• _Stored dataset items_
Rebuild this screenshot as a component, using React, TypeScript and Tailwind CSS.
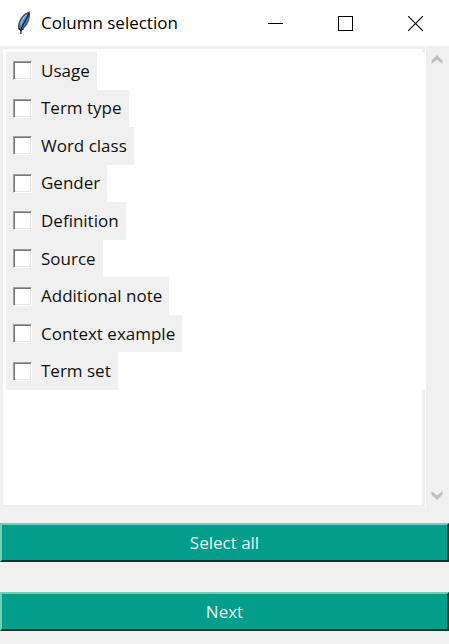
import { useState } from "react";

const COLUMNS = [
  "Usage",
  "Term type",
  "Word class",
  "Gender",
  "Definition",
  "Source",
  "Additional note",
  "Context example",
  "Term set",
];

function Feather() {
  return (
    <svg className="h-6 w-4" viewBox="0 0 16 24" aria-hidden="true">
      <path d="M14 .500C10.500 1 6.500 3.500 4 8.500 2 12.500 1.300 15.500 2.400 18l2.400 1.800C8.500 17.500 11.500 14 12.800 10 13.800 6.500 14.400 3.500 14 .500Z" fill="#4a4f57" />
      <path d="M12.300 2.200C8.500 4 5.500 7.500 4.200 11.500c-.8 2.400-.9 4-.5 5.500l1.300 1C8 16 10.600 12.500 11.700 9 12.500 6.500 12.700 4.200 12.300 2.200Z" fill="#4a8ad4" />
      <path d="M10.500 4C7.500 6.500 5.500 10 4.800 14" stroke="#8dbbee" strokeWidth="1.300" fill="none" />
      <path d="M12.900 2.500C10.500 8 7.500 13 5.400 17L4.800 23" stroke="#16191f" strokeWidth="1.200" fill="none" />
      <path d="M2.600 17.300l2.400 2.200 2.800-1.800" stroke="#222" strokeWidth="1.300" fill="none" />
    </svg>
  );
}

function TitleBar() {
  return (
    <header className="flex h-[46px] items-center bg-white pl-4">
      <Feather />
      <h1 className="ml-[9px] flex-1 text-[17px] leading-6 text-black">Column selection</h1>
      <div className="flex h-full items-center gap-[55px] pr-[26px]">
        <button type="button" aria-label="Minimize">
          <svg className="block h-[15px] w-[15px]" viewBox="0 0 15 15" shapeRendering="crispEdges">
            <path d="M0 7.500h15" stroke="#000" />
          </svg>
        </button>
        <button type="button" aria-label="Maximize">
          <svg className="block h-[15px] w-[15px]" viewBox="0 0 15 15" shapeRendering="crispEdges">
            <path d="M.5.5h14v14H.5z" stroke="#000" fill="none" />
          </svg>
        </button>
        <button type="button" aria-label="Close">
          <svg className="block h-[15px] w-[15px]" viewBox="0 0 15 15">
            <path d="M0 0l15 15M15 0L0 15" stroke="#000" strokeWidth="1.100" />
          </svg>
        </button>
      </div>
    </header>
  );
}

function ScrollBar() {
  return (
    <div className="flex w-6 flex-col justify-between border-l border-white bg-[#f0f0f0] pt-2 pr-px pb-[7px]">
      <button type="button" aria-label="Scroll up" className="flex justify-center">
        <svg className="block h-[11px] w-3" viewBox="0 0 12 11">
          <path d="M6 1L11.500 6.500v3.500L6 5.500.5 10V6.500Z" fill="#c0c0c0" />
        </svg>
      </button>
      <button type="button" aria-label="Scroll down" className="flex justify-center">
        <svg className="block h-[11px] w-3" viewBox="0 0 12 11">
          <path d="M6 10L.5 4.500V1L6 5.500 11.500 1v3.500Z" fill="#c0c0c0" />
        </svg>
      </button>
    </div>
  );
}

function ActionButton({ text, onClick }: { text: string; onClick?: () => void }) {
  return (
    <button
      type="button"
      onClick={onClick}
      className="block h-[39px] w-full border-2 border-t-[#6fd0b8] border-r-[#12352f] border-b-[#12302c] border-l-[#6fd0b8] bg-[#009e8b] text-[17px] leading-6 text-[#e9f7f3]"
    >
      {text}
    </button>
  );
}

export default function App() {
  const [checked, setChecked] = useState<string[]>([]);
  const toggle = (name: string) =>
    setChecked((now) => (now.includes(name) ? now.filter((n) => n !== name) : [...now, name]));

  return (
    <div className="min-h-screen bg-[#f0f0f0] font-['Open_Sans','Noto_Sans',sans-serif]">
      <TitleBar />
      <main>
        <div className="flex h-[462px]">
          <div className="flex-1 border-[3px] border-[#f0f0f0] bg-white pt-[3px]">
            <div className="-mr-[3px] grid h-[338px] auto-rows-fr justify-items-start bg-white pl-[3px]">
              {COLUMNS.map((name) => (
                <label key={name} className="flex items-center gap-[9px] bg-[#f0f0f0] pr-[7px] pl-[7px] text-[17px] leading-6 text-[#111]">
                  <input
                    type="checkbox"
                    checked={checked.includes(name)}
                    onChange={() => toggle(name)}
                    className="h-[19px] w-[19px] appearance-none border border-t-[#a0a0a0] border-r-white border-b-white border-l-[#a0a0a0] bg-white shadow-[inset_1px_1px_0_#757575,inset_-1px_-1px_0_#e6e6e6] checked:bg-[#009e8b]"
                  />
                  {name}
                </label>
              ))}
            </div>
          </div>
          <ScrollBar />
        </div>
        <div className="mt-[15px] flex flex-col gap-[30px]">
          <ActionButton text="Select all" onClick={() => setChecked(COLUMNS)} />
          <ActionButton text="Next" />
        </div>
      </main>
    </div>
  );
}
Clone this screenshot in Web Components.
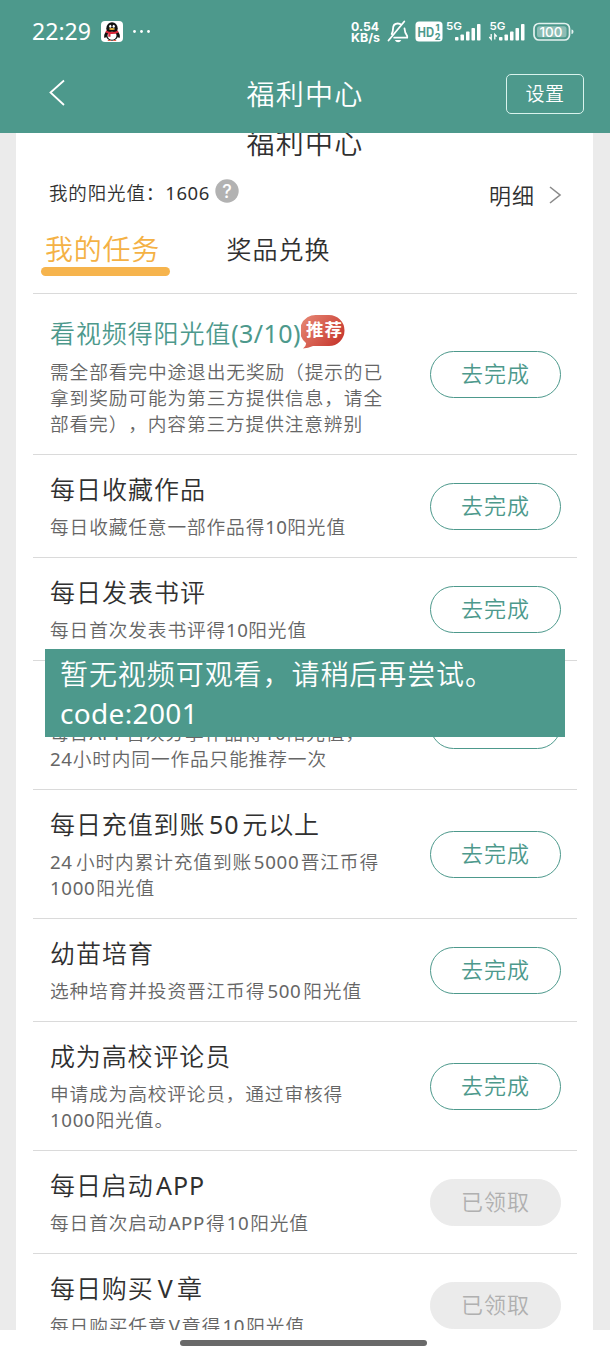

• _WHAT THE TASK ASKS_
Excluding the pictures, restate the records above word for word.

• _EXERCISE RESPONSE_
Rebuild this screenshot as a component, using React, TypeScript and Tailwind CSS.
import { useState } from "react";

const COLUMNS = [
  "Usage",
  "Term type",
  "Word class",
  "Gender",
  "Definition",
  "Source",
  "Additional note",
  "Context example",
  "Term set",
];

function Feather() {
  return (
    <svg className="h-6 w-4" viewBox="0 0 16 24" aria-hidden="true">
      <path d="M14 .500C10.500 1 6.500 3.500 4 8.500 2 12.500 1.300 15.500 2.400 18l2.400 1.800C8.500 17.500 11.500 14 12.800 10 13.800 6.500 14.400 3.500 14 .500Z" fill="#4a4f57" />
      <path d="M12.300 2.200C8.500 4 5.500 7.500 4.200 11.500c-.8 2.400-.9 4-.5 5.500l1.300 1C8 16 10.600 12.500 11.700 9 12.500 6.500 12.700 4.200 12.300 2.200Z" fill="#4a8ad4" />
      <path d="M10.500 4C7.500 6.500 5.500 10 4.800 14" stroke="#8dbbee" strokeWidth="1.300" fill="none" />
      <path d="M12.900 2.500C10.500 8 7.500 13 5.400 17L4.800 23" stroke="#16191f" strokeWidth="1.200" fill="none" />
      <path d="M2.600 17.300l2.400 2.200 2.800-1.800" stroke="#222" strokeWidth="1.300" fill="none" />
    </svg>
  );
}

function TitleBar() {
  return (
    <header className="flex h-[46px] items-center bg-white pl-4">
      <Feather />
      <h1 className="ml-[9px] flex-1 text-[17px] leading-6 text-black">Column selection</h1>
      <div className="flex h-full items-center gap-[55px] pr-[26px]">
        <button type="button" aria-label="Minimize">
          <svg className="block h-[15px] w-[15px]" viewBox="0 0 15 15" shapeRendering="crispEdges">
            <path d="M0 7.500h15" stroke="#000" />
          </svg>
        </button>
        <button type="button" aria-label="Maximize">
          <svg className="block h-[15px] w-[15px]" viewBox="0 0 15 15" shapeRendering="crispEdges">
            <path d="M.5.5h14v14H.5z" stroke="#000" fill="none" />
          </svg>
        </button>
        <button type="button" aria-label="Close">
          <svg className="block h-[15px] w-[15px]" viewBox="0 0 15 15">
            <path d="M0 0l15 15M15 0L0 15" stroke="#000" strokeWidth="1.100" />
          </svg>
        </button>
      </div>
    </header>
  );
}

function ScrollBar() {
  return (
    <div className="flex w-6 flex-col justify-between border-l border-white bg-[#f0f0f0] pt-2 pr-px pb-[7px]">
      <button type="button" aria-label="Scroll up" className="flex justify-center">
        <svg className="block h-[11px] w-3" viewBox="0 0 12 11">
          <path d="M6 1L11.500 6.500v3.500L6 5.500.5 10V6.500Z" fill="#c0c0c0" />
        </svg>
      </button>
      <button type="button" aria-label="Scroll down" className="flex justify-center">
        <svg className="block h-[11px] w-3" viewBox="0 0 12 11">
          <path d="M6 10L.5 4.500V1L6 5.500 11.500 1v3.500Z" fill="#c0c0c0" />
        </svg>
      </button>
    </div>
  );
}

function ActionButton({ text, onClick }: { text: string; onClick?: () => void }) {
  return (
    <button
      type="button"
      onClick={onClick}
      className="block h-[39px] w-full border-2 border-t-[#6fd0b8] border-r-[#12352f] border-b-[#12302c] border-l-[#6fd0b8] bg-[#009e8b] text-[17px] leading-6 text-[#e9f7f3]"
    >
      {text}
    </button>
  );
}

export default function App() {
  const [checked, setChecked] = useState<string[]>([]);
  const toggle = (name: string) =>
    setChecked((now) => (now.includes(name) ? now.filter((n) => n !== name) : [...now, name]));

  return (
    <div className="min-h-screen bg-[#f0f0f0] font-['Open_Sans','Noto_Sans',sans-serif]">
      <TitleBar />
      <main>
        <div className="flex h-[462px]">
          <div className="flex-1 border-[3px] border-[#f0f0f0] bg-white pt-[3px]">
            <div className="-mr-[3px] grid h-[338px] auto-rows-fr justify-items-start bg-white pl-[3px]">
              {COLUMNS.map((name) => (
                <label key={name} className="flex items-center gap-[9px] bg-[#f0f0f0] pr-[7px] pl-[7px] text-[17px] leading-6 text-[#111]">
                  <input
                    type="checkbox"
                    checked={checked.includes(name)}
                    onChange={() => toggle(name)}
                    className="h-[19px] w-[19px] appearance-none border border-t-[#a0a0a0] border-r-white border-b-white border-l-[#a0a0a0] bg-white shadow-[inset_1px_1px_0_#757575,inset_-1px_-1px_0_#e6e6e6] checked:bg-[#009e8b]"
                  />
                  {name}
                </label>
              ))}
            </div>
          </div>
          <ScrollBar />
        </div>
        <div className="mt-[15px] flex flex-col gap-[30px]">
          <ActionButton text="Select all" onClick={() => setChecked(COLUMNS)} />
          <ActionButton text="Next" />
        </div>
      </main>
    </div>
  );
}
Clone this screenshot in Web Components.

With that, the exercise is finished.